On ouvre donc le pays des autres en se persuadant que c’est une fiction en forme de récit intime, nourri d’éléments vrais tirés de l’existence des aïeuls de l’auteure. Usant de vrais-faux ou de faux-vrais romanesques on ne sait pas vraiment, Leïla Slimai invente et construit un monde plus vrai que nature. Elle raconte avec une infinie facilité le monde de ses grands parents où la vie de tous les jours est aussi dure pour une femme que pour un homme, un univers où ne règne que le dur labeur quotidien. Je rectifie un peu en disant sans trop me tromper que  la vie quotidienne dans une ferme isolée près de Meknès en 1950 est tout de même plus difficile pour Mathilde que pour Amine qui lui est rentré au pays.
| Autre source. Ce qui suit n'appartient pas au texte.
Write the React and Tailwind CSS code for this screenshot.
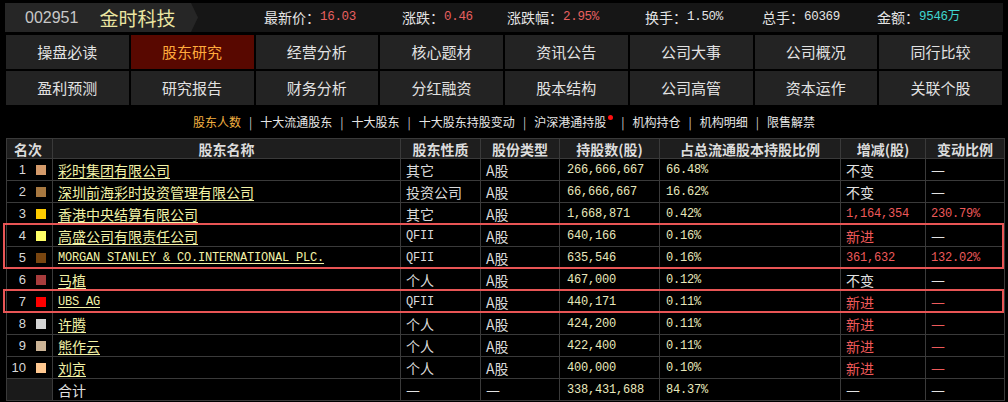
const CJK = "font-['Noto_Sans_CJK_SC','Noto_Sans',sans-serif]";
const MONO = "font-['Liberation_Mono','Noto_Sans_CJK_SC',monospace]";

const navRows = [
  ["操盘必读", "股东研究", "经营分析", "核心题材", "资讯公告", "公司大事", "公司概况", "同行比较"],
  ["盈利预测", "研究报告", "财务分析", "分红融资", "股本结构", "公司高管", "资本运作", "关联个股"],
];

const subTabs = ["股东人数", "十大流通股东", "十大股东", "十大股东持股变动", "沪深港通持股", "机构持仓", "机构明细", "限售解禁"];

const rows = [
  { no: 1, color: "#d49a6a", name: "彩时集团有限公司", kind: "其它", shares: "266,666,667", pct: "66.48%", chg: "不变", ratio: "—" },
  { no: 2, color: "#a87840", name: "深圳前海彩时投资管理有限公司", kind: "投资公司", shares: "66,666,667", pct: "16.62%", chg: "不变", ratio: "—" },
  { no: 3, color: "#ffcc00", name: "香港中央结算有限公司", kind: "其它", shares: "1,668,871", pct: "0.42%", chg: "1,164,354", ratio: "230.79%", red: true, redRatio: true },
  { no: 4, color: "#ffff66", name: "高盛公司有限责任公司", kind: "QFII", shares: "640,166", pct: "0.16%", chg: "新进", ratio: "—", red: true },
  { no: 5, color: "#7a4610", name: "MORGAN STANLEY & CO.INTERNATIONAL PLC.", latin: true, kind: "QFII", shares: "635,546", pct: "0.16%", chg: "361,632", ratio: "132.02%", red: true, redRatio: true },
  { no: 6, color: "#a83c3c", name: "马植", kind: "个人", shares: "467,000", pct: "0.12%", chg: "不变", ratio: "—" },
  { no: 7, color: "#ff0000", name: "UBS AG", latin: true, kind: "QFII", shares: "440,171", pct: "0.11%", chg: "新进", ratio: "—", red: true, redRatio: true },
  { no: 8, color: "#d4d4d4", name: "许腾", kind: "个人", shares: "424,200", pct: "0.11%", chg: "新进", ratio: "—", red: true, redRatio: true },
  { no: 9, color: "#ccb496", name: "熊作云", kind: "个人", shares: "422,400", pct: "0.11%", chg: "新进", ratio: "—", red: true, redRatio: true },
  { no: 10, color: "#ffc890", name: "刘京", kind: "个人", shares: "400,000", pct: "0.10%", chg: "新进", ratio: "—", red: true, redRatio: true },
];

function Stat({ label, value, color, w }) {
  return (
    <div className={`${w} flex items-center shrink-0`}>
      <span className={`${CJK} text-[14px] text-[#e4e4e4]`}>{label}：</span>
      <span className={`${MONO} text-[12.5px] tracking-[-0.3px] ${color}`}>{value}</span>
    </div>
  );
}

function fontFor(s) {
  if (s === "—") return "font-['DejaVu_Sans',sans-serif] text-[14px]";
  if (/^[0-9,.%A-Z ]+$/.test(s)) return `${MONO} text-[12px] tracking-[-0.2px]`;
  return `${CJK} text-[14px]`;
}

function Cell({ children, className = "" }) {
  return (
    <td className={`border border-[#3a3a3a] h-[22px] p-0 pl-[5px] whitespace-nowrap overflow-hidden ${fontFor(children)} ${className}`}>
      {children}
    </td>
  );
}

export default function App() {
  return (
    <div className={`w-[1008px] h-[402px] bg-black overflow-hidden pt-[3px] ${CJK}`}>
      {/* top bar */}
      <div className="mx-[5px] h-[29px] bg-[#161616] flex items-center">
        <div className="h-full w-[193px] bg-[#262626] flex items-center [clip-path:polygon(0_0,186px_0,193px_50%,186px_100%,0_100%)]">
          <span className="ml-[20px] font-['Liberation_Sans',sans-serif] text-[16px] text-[#c8c8c8]">002951</span>
          <span className="ml-[21px] text-[19px] text-[#ebe6a2] leading-none">金时科技</span>
        </div>
        <div className="ml-[66px] flex items-center">
          <Stat label="最新价" value="16.03" color="text-[#e86060]" w="w-[138px]" />
          <Stat label="涨跌" value="0.46" color="text-[#e86060]" w="w-[105px]" />
          <Stat label="涨跌幅" value="2.95%" color="text-[#e86060]" w="w-[138px]" />
          <Stat label="换手" value="1.50%" color="text-[#e4e4e4]" w="w-[117px]" />
          <Stat label="总手" value="60369" color="text-[#e4e4e4]" w="w-[115px]" />
          <Stat label="金额" value="9546万" color="text-[#3fd6d0]" w="w-[110px]" />
        </div>
      </div>

      {/* nav */}
      <div className="mt-[3px] mx-[6px] grid grid-cols-8 gap-[2px]">
        {navRows.flat().map((t) => (
          <div
            key={t}
            className={`h-[34px] flex items-center justify-center text-[15px] ${t === "股东研究" ? "bg-[#580800] text-[#ffaa3c]" : "bg-[#232323] text-[#e2e2e2]"}`}
          >
            {t}
          </div>
        ))}
      </div>

      {/* sub tabs */}
      <div className="h-[33px] flex items-center justify-center text-[12px] text-[#e6e6e6]">
        {subTabs.map((t, i) => (
          <div key={t} className="flex items-center">
            {i > 0 && <span className="mx-[8px] text-[#cfcfcf]">|</span>}
            <span className={i === 0 ? "text-[#f2b040]" : ""}>{t}</span>
            {t === "沪深港通持股" && <span className="ml-[2px] mb-[8px] w-[5px] h-[5px] rounded-full bg-[#ff1010]" />}
          </div>
        ))}
      </div>

      {/* table */}
      <div className="relative mx-[6px]">
        <table className="table-fixed border-collapse w-[998px] leading-[18px]">
          <colgroup>
            <col className="w-[46px]" />
            <col className="w-[348px]" />
            <col className="w-[80px]" />
            <col className="w-[79px]" />
            <col className="w-[100px]" />
            <col className="w-[181px]" />
            <col className="w-[85px]" />
            <col className="w-[79px]" />
          </colgroup>
          <thead>
            <tr className="h-[20px] bg-[#1e1e1e] text-[#dcdcdc] font-bold text-[14px]">
              <th className="border border-[#3a3a3a] h-[20px] p-0 pl-[7px] text-left font-bold">名次</th>
              <th className="border border-[#3a3a3a] p-0 font-bold">股东名称</th>
              <th className="border border-[#3a3a3a] p-0 font-bold">股东性质</th>
              <th className="border border-[#3a3a3a] p-0 font-bold">股份类型</th>
              <th className="border border-[#3a3a3a] p-0 font-bold">持股数(股)</th>
              <th className="border border-[#3a3a3a] p-0 font-bold">占总流通股本持股比例</th>
              <th className="border border-[#3a3a3a] p-0 font-bold">增减(股)</th>
              <th className="border border-[#3a3a3a] p-0 font-bold">变动比例</th>
            </tr>
          </thead>
          <tbody>
            {rows.map((r) => (
              <tr key={r.no} className="h-[22px]">
                <td className="border border-[#3a3a3a] h-[22px] p-0">
                  <div className="flex items-center">
                    <span className="w-[19px] text-right font-['Liberation_Sans',sans-serif] text-[13px] text-[#d8d8d8]">{r.no}</span>
                    <span className="ml-[10px] w-[10px] h-[10px]" style={{ backgroundColor: r.color }} />
                  </div>
                </td>
                <td className={`border border-[#3a3a3a] p-0 pl-[5px] whitespace-nowrap text-[#f2f2a6] ${r.latin ? `${MONO} text-[12px] tracking-[-0.2px]` : "text-[14px]"}`}>
                  <span className="underline underline-offset-[2px]">{r.name}</span>
                </td>
                <Cell className="text-[#dadada]">{r.kind}</Cell>
                <Cell className="text-[#dadada]">A股</Cell>
                <Cell className="text-[#e8e8bc] pl-[7px]">{r.shares}</Cell>
                <Cell className="text-[#e8e8bc] pl-[6px]">{r.pct}</Cell>
                <Cell className={r.red ? "text-[#ee5a5a]" : "text-[#e2e2e2]"}>{r.chg}</Cell>
                <Cell className={r.redRatio ? "text-[#ee5a5a]" : "text-[#e2e2e2]"}>{r.ratio}</Cell>
              </tr>
            ))}
            <tr className="h-[22px]">
              <td className="border border-[#3a3a3a] h-[22px] p-0 bg-[#1a1a1a]" />
              <Cell className="text-[#e2e2e2]">合计</Cell>
              <Cell className="text-[#e2e2e2]">—</Cell>
              <Cell className="text-[#e2e2e2]">—</Cell>
              <Cell className="text-[#e8e8bc] pl-[7px]">338,431,688</Cell>
              <Cell className="text-[#e8e8bc] pl-[6px]">84.37%</Cell>
              <Cell className="text-[#e2e2e2]">—</Cell>
              <Cell className="text-[#e2e2e2]">—</Cell>
            </tr>
          </tbody>
        </table>
        {/* highlight boxes */}
        <div className="absolute left-[-3px] right-[-2px] top-[85px] h-[46px] border-2 border-[#e85555] pointer-events-none" />
        <div className="absolute left-[-3px] right-[-2px] top-[151px] h-[24px] border-2 border-[#e85555] pointer-events-none" />
      </div>
    </div>
  );
}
L’auteure signe là un roman d’une beauté douloureuse, un roman qui sous des allures de comédie dramatique parle de la famille et de la femme en particulier à travers le regard que peut avoir sa grand-mère alsacienne sur un monde gouverné par des hommes.  Mathilde évolue au  milieu d’un monde qui ignore tout de sa vie de jeune fille et de ses  plongeons dans le Rhin,  elle en est bien consciente et elle fait avec malgré la solitude qui la ronge, l’exil et la nostalgie qu’elle a de son enfance. Elle prend son rôle d’épouse et de mère très à coeur et est aussi intimement éprise de justice, elle fait face à la misère qui l’entoure, c’est par là une belle figure de femme libre qui se fait aimer et respecter pour ce qu’elle est et pour ce qu’elle entreprend afin d’aider les autres.  Une belle figure de femme libre, courageuse et solidaire, avant-gardiste pour l’époque. Il y a peut-être de quoi s’interroger sur la transmission de la réalité par la fiction car l’auteure enclenche une prise de conscience sur la mémoire. Une écriture sensible, bienveillante et lumineuse, sans parti pris. Leïla Slimani fixe les souvenirs par la voie littéraire et c’est excellent. Les mots sont bien placés et bien choisis. L’intensité du roman est servie par une écriture d’une grande sensibilité pleine de compassion et de tendresse,  précise aussi, harmonieuse, élégante, chaleureuse et colorée. Roman teinté d’exotisme, nimbé d’un parfum suranné d’une époque déjà lointaine et qui pourtant nous semble si proche. J’attends la suite avec impatience. Un coup de cœur.